%%

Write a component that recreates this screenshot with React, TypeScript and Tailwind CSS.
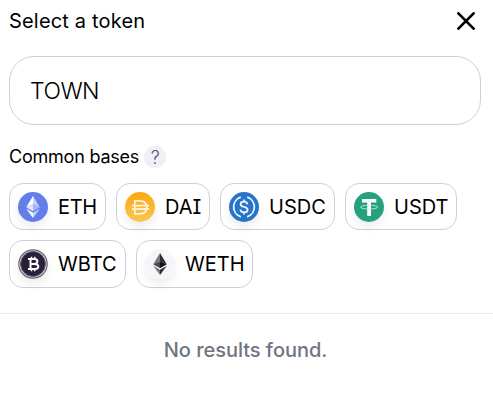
import type { ReactNode } from 'react';

function Eth({ dark = false }: { dark?: boolean }) {
  const c = dark
    ? ['#303030', '#777777', '#151515', '#484848', '#777777', '#303030']
    : ['#ffffff', '#c9d3fa', '#a9b7f6', '#dce3fc', '#ffffff', '#c4cffa'];
  return (
    <svg viewBox="0 0 30 30" className="size-full">
      <circle cx="15" cy="15" r="15" fill={dark ? '#f5f6fa' : '#627eea'} />
      <path d="M15 4 8.2 15.2 15 12.2Z" fill={dark ? c[1] : c[0]} />
      <path d="M15 4v8.2l6.8 3Z" fill={dark ? c[0] : c[1]} />
      <path d="M8.2 15.2 15 19.2v-7Z" fill={c[3]} />
      <path d="m21.8 15.2-6.8 4v-7Z" fill={c[2]} />
      <path d="M8.2 16.8 15 26v-5.3Z" fill={c[4]} />
      <path d="M21.8 16.8 15 26v-5.3Z" fill={c[5]} />
    </svg>
  );
}

function Dai() {
  return (
    <svg viewBox="0 0 30 30" className="size-full" fill="none">
      <defs>
        <linearGradient id="dai" x1="0" y1="0" x2="0" y2="1">
          <stop stopColor="#f9a80f" />
          <stop offset="1" stopColor="#fbc557" />
        </linearGradient>
      </defs>
      <circle cx="15" cy="15" r="15" fill="url(#dai)" />
      <path d="M9.8 8.8h4.7c4.5 0 7.3 2.5 7.3 6.5s-2.8 6.5-7.3 6.5H9.8ZM7 13.6h17M7 17h17" stroke="#fff4d8" strokeWidth="1.8" />
    </svg>
  );
}

function Usdc() {
  return (
    <svg viewBox="0 0 30 30" className="size-full" fill="none">
      <circle cx="15" cy="15" r="15" fill="#2775ca" />
      <g stroke="#eef6ff" strokeWidth="1.8">
        <path d="M11.8 5.2a10.3 10.3 0 0 0 0 19.6M18.2 5.2a10.3 10.3 0 0 1 0 19.6" />
        <path d="M18.4 12.4c-.2-1.8-1.4-2.7-3.4-2.7-2.1 0-3.4.9-3.4 2.5 0 3.8 7 1.7 7 5.5 0 1.7-1.4 2.6-3.6 2.6s-3.5-1-3.7-2.8M15 7.5v2.3M15 20.2v2.3" />
      </g>
    </svg>
  );
}

function Usdt() {
  return (
    <svg viewBox="0 0 30 30" className="size-full" fill="none">
      <circle cx="15" cy="15" r="15" fill="#26a17b" />
      <path d="M8 7h14.3v3.6h-5.3V24h-3.8V10.6H8Z" fill="#fff" />
      <ellipse cx="15.1" cy="15.2" rx="8.6" ry="1.9" stroke="#bfe8dc" strokeWidth=".9" />
    </svg>
  );
}

function Wbtc() {
  return (
    <svg viewBox="0 0 30 30" className="size-full" fill="none">
      <circle cx="15" cy="15" r="14.2" fill="#e4e1ea" stroke="#676172" strokeWidth="1.2" />
      <circle cx="15" cy="15" r="12.4" fill="#282138" stroke="#5b536a" strokeWidth="1" />
      <g stroke="#fff" strokeWidth="2">
        <path d="M10 10h6.1c4.4 0 4.4 4.9 0 4.9h-3.6m-2.5 5.2h6.7c4.8 0 4.8-5.2 0-5.2M12.5 10v10" />
        <path d="M13.5 7.7V10m3.2-2.3V10m-3.2 10v2.3m3.2-2.3v2.3" strokeWidth="1.5" />
      </g>
    </svg>
  );
}

function Token({ name, icon, size }: { name: string; icon: ReactNode; size: string }) {
  return (
    <button className={`flex items-center rounded-[14px] border border-[#d0cfdc] pl-2 ${size}`}>
      <span className="mr-2.5 size-[30px] shrink-0 rounded-full shadow-[0_6px_10px_rgba(0,0,0,0.07)]">{icon}</span>
      <span className="text-[20px] leading-6">{name}</span>
    </button>
  );
}

export default function App() {
  return (
    <main className="h-[407px] w-[493px] overflow-hidden bg-white font-['Inter',sans-serif] text-black">
      <header className="flex h-14 items-start justify-between pl-[9px] pr-[18px]">
        <h1 className="mt-[9px] text-[20px] leading-6 tracking-[0.18px]">Select a token</h1>
        <button aria-label="Close" className="mt-3">
          <svg viewBox="0 0 18 18" className="size-[18px]" fill="none" stroke="currentColor" strokeWidth="2.7" strokeLinecap="round">
            <path d="m1.4 1.4 15.2 15.2M16.6 1.4 1.4 16.6" />
          </svg>
        </button>
      </header>
      <input
        aria-label="Search token"
        defaultValue="TOWN"
        className="ml-[9px] block h-[69px] w-[472px] rounded-[25px] border border-[#d0cfdc] px-[20px] text-[23px] font-[350] tracking-[-0.5px] outline-none"
      />
      <section className="px-[9px] pt-5">
        <div className="flex h-6 items-center">
          <h2 className="text-[18px] leading-6 tracking-[-0.22px]">Common bases</h2>
          <span className="ml-[5px] flex size-[22px] items-center justify-center rounded-full bg-[#efeff6] text-[18px] font-light text-[#55556a]">?</span>
        </div>
        <div className="mt-[14px] flex gap-2.5">
          <Token name="ETH" icon={<Eth />} size="h-[47px] w-[97px] tracking-[-0.3px]" />
          <Token name="DAI" icon={<Dai />} size="h-[47px] w-[94px] [font-feature-settings:'cv08']" />
          <Token name="USDC" icon={<Usdc />} size="h-[47px] w-[115px]" />
          <Token name="USDT" icon={<Usdt />} size="h-[47px] w-[112px]" />
        </div>
        <div className="mt-2.5 flex gap-2.5">
          <Token name="WBTC" icon={<Wbtc />} size="h-12 w-[117px]" />
          <Token name="WETH" icon={<Eth dark />} size="h-12 w-[117px]" />
        </div>
      </section>
      <div className="mt-[25px] border-t border-[#ececef] pt-6 pr-[2px] text-center text-[20px] font-[450] leading-6 tracking-[-0.03px] text-[#717482]">No results found.</div>
    </main>
  );
}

%%

▶ TASK STATEMENT:
Extract the full listing above verbatim; pictures are to be left out of the copy.

▶ TASK RESULT:
Write a component that recreates this screenshot with React, TypeScript and Tailwind CSS.
import type { ReactNode } from 'react';

function Eth({ dark = false }: { dark?: boolean }) {
  const c = dark
    ? ['#303030', '#777777', '#151515', '#484848', '#777777', '#303030']
    : ['#ffffff', '#c9d3fa', '#a9b7f6', '#dce3fc', '#ffffff', '#c4cffa'];
  return (
    <svg viewBox="0 0 30 30" className="size-full">
      <circle cx="15" cy="15" r="15" fill={dark ? '#f5f6fa' : '#627eea'} />
      <path d="M15 4 8.2 15.2 15 12.2Z" fill={dark ? c[1] : c[0]} />
      <path d="M15 4v8.2l6.8 3Z" fill={dark ? c[0] : c[1]} />
      <path d="M8.2 15.2 15 19.2v-7Z" fill={c[3]} />
      <path d="m21.8 15.2-6.8 4v-7Z" fill={c[2]} />
      <path d="M8.2 16.8 15 26v-5.3Z" fill={c[4]} />
      <path d="M21.8 16.8 15 26v-5.3Z" fill={c[5]} />
    </svg>
  );
}

function Dai() {
  return (
    <svg viewBox="0 0 30 30" className="size-full" fill="none">
      <defs>
        <linearGradient id="dai" x1="0" y1="0" x2="0" y2="1">
          <stop stopColor="#f9a80f" />
          <stop offset="1" stopColor="#fbc557" />
        </linearGradient>
      </defs>
      <circle cx="15" cy="15" r="15" fill="url(#dai)" />
      <path d="M9.8 8.8h4.7c4.5 0 7.3 2.5 7.3 6.5s-2.8 6.5-7.3 6.5H9.8ZM7 13.6h17M7 17h17" stroke="#fff4d8" strokeWidth="1.8" />
    </svg>
  );
}

function Usdc() {
  return (
    <svg viewBox="0 0 30 30" className="size-full" fill="none">
      <circle cx="15" cy="15" r="15" fill="#2775ca" />
      <g stroke="#eef6ff" strokeWidth="1.8">
        <path d="M11.8 5.2a10.3 10.3 0 0 0 0 19.6M18.2 5.2a10.3 10.3 0 0 1 0 19.6" />
        <path d="M18.4 12.4c-.2-1.8-1.4-2.7-3.4-2.7-2.1 0-3.4.9-3.4 2.5 0 3.8 7 1.7 7 5.5 0 1.7-1.4 2.6-3.6 2.6s-3.5-1-3.7-2.8M15 7.5v2.3M15 20.2v2.3" />
      </g>
    </svg>
  );
}

function Usdt() {
  return (
    <svg viewBox="0 0 30 30" className="size-full" fill="none">
      <circle cx="15" cy="15" r="15" fill="#26a17b" />
      <path d="M8 7h14.3v3.6h-5.3V24h-3.8V10.6H8Z" fill="#fff" />
      <ellipse cx="15.1" cy="15.2" rx="8.6" ry="1.9" stroke="#bfe8dc" strokeWidth=".9" />
    </svg>
  );
}

function Wbtc() {
  return (
    <svg viewBox="0 0 30 30" className="size-full" fill="none">
      <circle cx="15" cy="15" r="14.2" fill="#e4e1ea" stroke="#676172" strokeWidth="1.2" />
      <circle cx="15" cy="15" r="12.4" fill="#282138" stroke="#5b536a" strokeWidth="1" />
      <g stroke="#fff" strokeWidth="2">
        <path d="M10 10h6.1c4.4 0 4.4 4.9 0 4.9h-3.6m-2.5 5.2h6.7c4.8 0 4.8-5.2 0-5.2M12.5 10v10" />
        <path d="M13.5 7.7V10m3.2-2.3V10m-3.2 10v2.3m3.2-2.3v2.3" strokeWidth="1.5" />
      </g>
    </svg>
  );
}

function Token({ name, icon, size }: { name: string; icon: ReactNode; size: string }) {
  return (
    <button className={`flex items-center rounded-[14px] border border-[#d0cfdc] pl-2 ${size}`}>
      <span className="mr-2.5 size-[30px] shrink-0 rounded-full shadow-[0_6px_10px_rgba(0,0,0,0.07)]">{icon}</span>
      <span className="text-[20px] leading-6">{name}</span>
    </button>
  );
}

export default function App() {
  return (
    <main className="h-[407px] w-[493px] overflow-hidden bg-white font-['Inter',sans-serif] text-black">
      <header className="flex h-14 items-start justify-between pl-[9px] pr-[18px]">
        <h1 className="mt-[9px] text-[20px] leading-6 tracking-[0.18px]">Select a token</h1>
        <button aria-label="Close" className="mt-3">
          <svg viewBox="0 0 18 18" className="size-[18px]" fill="none" stroke="currentColor" strokeWidth="2.7" strokeLinecap="round">
            <path d="m1.4 1.4 15.2 15.2M16.6 1.4 1.4 16.6" />
          </svg>
        </button>
      </header>
      <input
        aria-label="Search token"
        defaultValue="TOWN"
        className="ml-[9px] block h-[69px] w-[472px] rounded-[25px] border border-[#d0cfdc] px-[20px] text-[23px] font-[350] tracking-[-0.5px] outline-none"
      />
      <section className="px-[9px] pt-5">
        <div className="flex h-6 items-center">
          <h2 className="text-[18px] leading-6 tracking-[-0.22px]">Common bases</h2>
          <span className="ml-[5px] flex size-[22px] items-center justify-center rounded-full bg-[#efeff6] text-[18px] font-light text-[#55556a]">?</span>
        </div>
        <div className="mt-[14px] flex gap-2.5">
          <Token name="ETH" icon={<Eth />} size="h-[47px] w-[97px] tracking-[-0.3px]" />
          <Token name="DAI" icon={<Dai />} size="h-[47px] w-[94px] [font-feature-settings:'cv08']" />
          <Token name="USDC" icon={<Usdc />} size="h-[47px] w-[115px]" />
          <Token name="USDT" icon={<Usdt />} size="h-[47px] w-[112px]" />
        </div>
        <div className="mt-2.5 flex gap-2.5">
          <Token name="WBTC" icon={<Wbtc />} size="h-12 w-[117px]" />
          <Token name="WETH" icon={<Eth dark />} size="h-12 w-[117px]" />
        </div>
      </section>
      <div className="mt-[25px] border-t border-[#ececef] pt-6 pr-[2px] text-center text-[20px] font-[450] leading-6 tracking-[-0.03px] text-[#717482]">No results found.</div>
    </main>
  );
}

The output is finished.